Once the pictures are set aside, transcribe the remaining data exactly.

-- Begin Source excerpt --

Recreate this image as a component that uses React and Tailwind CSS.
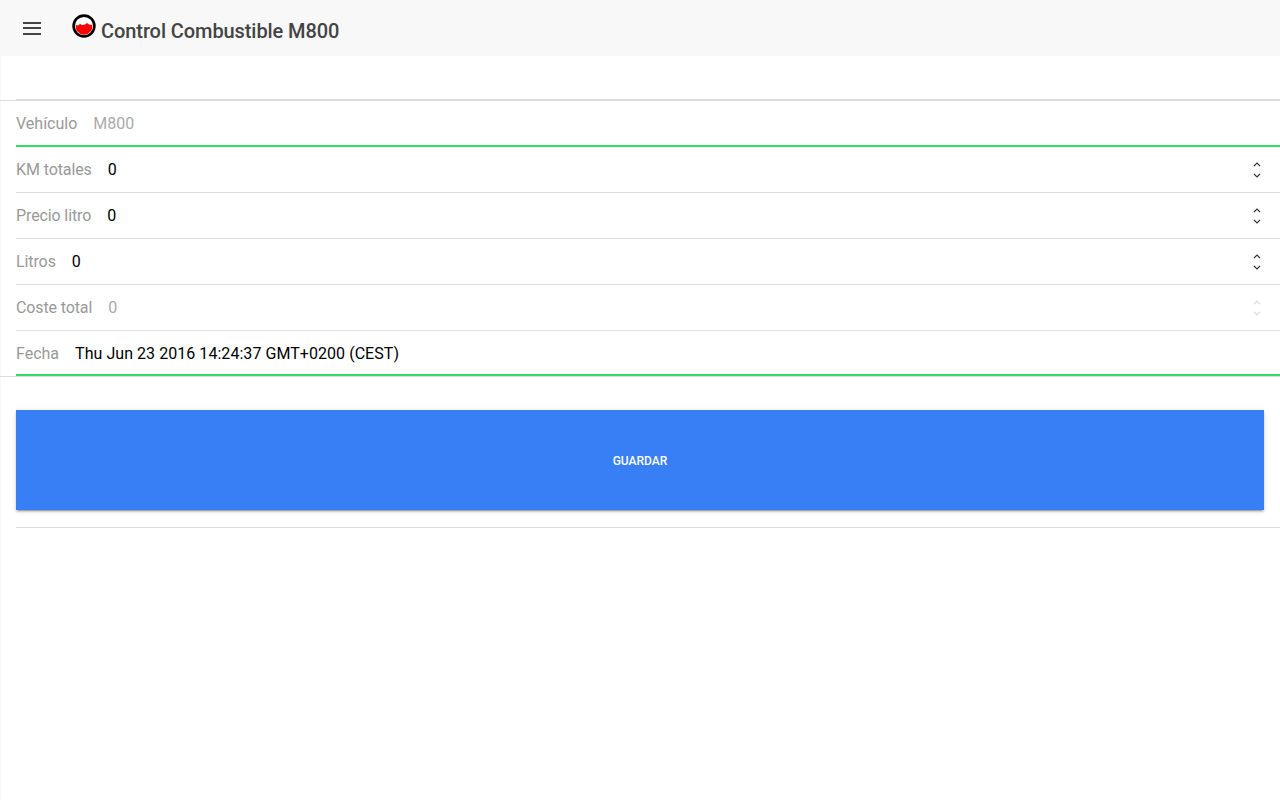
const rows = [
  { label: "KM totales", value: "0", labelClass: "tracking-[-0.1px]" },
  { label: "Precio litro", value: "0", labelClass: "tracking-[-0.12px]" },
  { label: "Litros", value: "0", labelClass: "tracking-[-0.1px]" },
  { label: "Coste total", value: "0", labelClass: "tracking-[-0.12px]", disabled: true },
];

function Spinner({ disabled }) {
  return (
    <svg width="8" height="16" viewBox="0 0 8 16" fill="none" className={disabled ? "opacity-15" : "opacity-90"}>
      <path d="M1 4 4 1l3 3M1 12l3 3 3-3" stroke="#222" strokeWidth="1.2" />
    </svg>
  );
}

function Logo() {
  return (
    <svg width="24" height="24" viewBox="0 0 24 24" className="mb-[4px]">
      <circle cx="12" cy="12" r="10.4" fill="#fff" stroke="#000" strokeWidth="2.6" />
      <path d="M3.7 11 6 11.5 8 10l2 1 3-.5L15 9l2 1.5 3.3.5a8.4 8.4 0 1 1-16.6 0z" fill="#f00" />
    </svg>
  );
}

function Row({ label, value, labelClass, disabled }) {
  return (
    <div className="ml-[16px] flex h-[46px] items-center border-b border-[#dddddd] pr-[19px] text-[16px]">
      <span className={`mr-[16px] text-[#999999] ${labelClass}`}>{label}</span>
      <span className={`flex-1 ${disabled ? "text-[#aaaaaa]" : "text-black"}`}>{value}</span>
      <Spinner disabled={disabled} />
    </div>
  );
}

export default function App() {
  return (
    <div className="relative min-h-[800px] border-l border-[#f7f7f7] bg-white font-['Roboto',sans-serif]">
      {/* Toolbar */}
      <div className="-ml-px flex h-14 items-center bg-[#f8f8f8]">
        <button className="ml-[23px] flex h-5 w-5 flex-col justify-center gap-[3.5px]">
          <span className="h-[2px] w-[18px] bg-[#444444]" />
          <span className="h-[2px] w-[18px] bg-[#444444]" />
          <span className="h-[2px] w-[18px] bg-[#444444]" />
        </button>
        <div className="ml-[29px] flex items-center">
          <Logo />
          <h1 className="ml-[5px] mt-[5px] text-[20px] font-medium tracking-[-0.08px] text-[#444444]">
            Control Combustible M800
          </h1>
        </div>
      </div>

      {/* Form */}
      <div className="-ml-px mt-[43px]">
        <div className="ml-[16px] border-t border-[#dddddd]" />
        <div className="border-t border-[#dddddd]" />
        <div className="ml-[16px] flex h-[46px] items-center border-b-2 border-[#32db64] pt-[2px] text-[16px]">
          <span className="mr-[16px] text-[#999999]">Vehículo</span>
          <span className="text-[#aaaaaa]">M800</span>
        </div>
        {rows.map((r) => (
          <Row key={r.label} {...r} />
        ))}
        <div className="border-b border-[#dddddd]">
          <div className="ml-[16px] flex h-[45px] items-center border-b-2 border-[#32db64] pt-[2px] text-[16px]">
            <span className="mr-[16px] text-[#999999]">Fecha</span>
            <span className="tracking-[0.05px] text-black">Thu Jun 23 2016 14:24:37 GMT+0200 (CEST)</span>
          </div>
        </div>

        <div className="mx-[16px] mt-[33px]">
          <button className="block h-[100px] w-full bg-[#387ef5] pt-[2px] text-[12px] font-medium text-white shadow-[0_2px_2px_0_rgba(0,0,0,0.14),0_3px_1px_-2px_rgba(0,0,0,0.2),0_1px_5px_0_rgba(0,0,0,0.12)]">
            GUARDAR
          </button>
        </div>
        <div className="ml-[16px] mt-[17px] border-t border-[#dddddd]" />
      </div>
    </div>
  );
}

-- End Source excerpt --

- **Solution**
Recreate this image as a component that uses React and Tailwind CSS.
const rows = [
  { label: "KM totales", value: "0", labelClass: "tracking-[-0.1px]" },
  { label: "Precio litro", value: "0", labelClass: "tracking-[-0.12px]" },
  { label: "Litros", value: "0", labelClass: "tracking-[-0.1px]" },
  { label: "Coste total", value: "0", labelClass: "tracking-[-0.12px]", disabled: true },
];

function Spinner({ disabled }) {
  return (
    <svg width="8" height="16" viewBox="0 0 8 16" fill="none" className={disabled ? "opacity-15" : "opacity-90"}>
      <path d="M1 4 4 1l3 3M1 12l3 3 3-3" stroke="#222" strokeWidth="1.2" />
    </svg>
  );
}

function Logo() {
  return (
    <svg width="24" height="24" viewBox="0 0 24 24" className="mb-[4px]">
      <circle cx="12" cy="12" r="10.4" fill="#fff" stroke="#000" strokeWidth="2.6" />
      <path d="M3.7 11 6 11.5 8 10l2 1 3-.5L15 9l2 1.5 3.3.5a8.4 8.4 0 1 1-16.6 0z" fill="#f00" />
    </svg>
  );
}

function Row({ label, value, labelClass, disabled }) {
  return (
    <div className="ml-[16px] flex h-[46px] items-center border-b border-[#dddddd] pr-[19px] text-[16px]">
      <span className={`mr-[16px] text-[#999999] ${labelClass}`}>{label}</span>
      <span className={`flex-1 ${disabled ? "text-[#aaaaaa]" : "text-black"}`}>{value}</span>
      <Spinner disabled={disabled} />
    </div>
  );
}

export default function App() {
  return (
    <div className="relative min-h-[800px] border-l border-[#f7f7f7] bg-white font-['Roboto',sans-serif]">
      {/* Toolbar */}
      <div className="-ml-px flex h-14 items-center bg-[#f8f8f8]">
        <button className="ml-[23px] flex h-5 w-5 flex-col justify-center gap-[3.5px]">
          <span className="h-[2px] w-[18px] bg-[#444444]" />
          <span className="h-[2px] w-[18px] bg-[#444444]" />
          <span className="h-[2px] w-[18px] bg-[#444444]" />
        </button>
        <div className="ml-[29px] flex items-center">
          <Logo />
          <h1 className="ml-[5px] mt-[5px] text-[20px] font-medium tracking-[-0.08px] text-[#444444]">
            Control Combustible M800
          </h1>
        </div>
      </div>

      {/* Form */}
      <div className="-ml-px mt-[43px]">
        <div className="ml-[16px] border-t border-[#dddddd]" />
        <div className="border-t border-[#dddddd]" />
        <div className="ml-[16px] flex h-[46px] items-center border-b-2 border-[#32db64] pt-[2px] text-[16px]">
          <span className="mr-[16px] text-[#999999]">Vehículo</span>
          <span className="text-[#aaaaaa]">M800</span>
        </div>
        {rows.map((r) => (
          <Row key={r.label} {...r} />
        ))}
        <div className="border-b border-[#dddddd]">
          <div className="ml-[16px] flex h-[45px] items-center border-b-2 border-[#32db64] pt-[2px] text-[16px]">
            <span className="mr-[16px] text-[#999999]">Fecha</span>
            <span className="tracking-[0.05px] text-black">Thu Jun 23 2016 14:24:37 GMT+0200 (CEST)</span>
          </div>
        </div>

        <div className="mx-[16px] mt-[33px]">
          <button className="block h-[100px] w-full bg-[#387ef5] pt-[2px] text-[12px] font-medium text-white shadow-[0_2px_2px_0_rgba(0,0,0,0.14),0_3px_1px_-2px_rgba(0,0,0,0.2),0_1px_5px_0_rgba(0,0,0,0.12)]">
            GUARDAR
          </button>
        </div>
        <div className="ml-[16px] mt-[17px] border-t border-[#dddddd]" />
      </div>
    </div>
  );
}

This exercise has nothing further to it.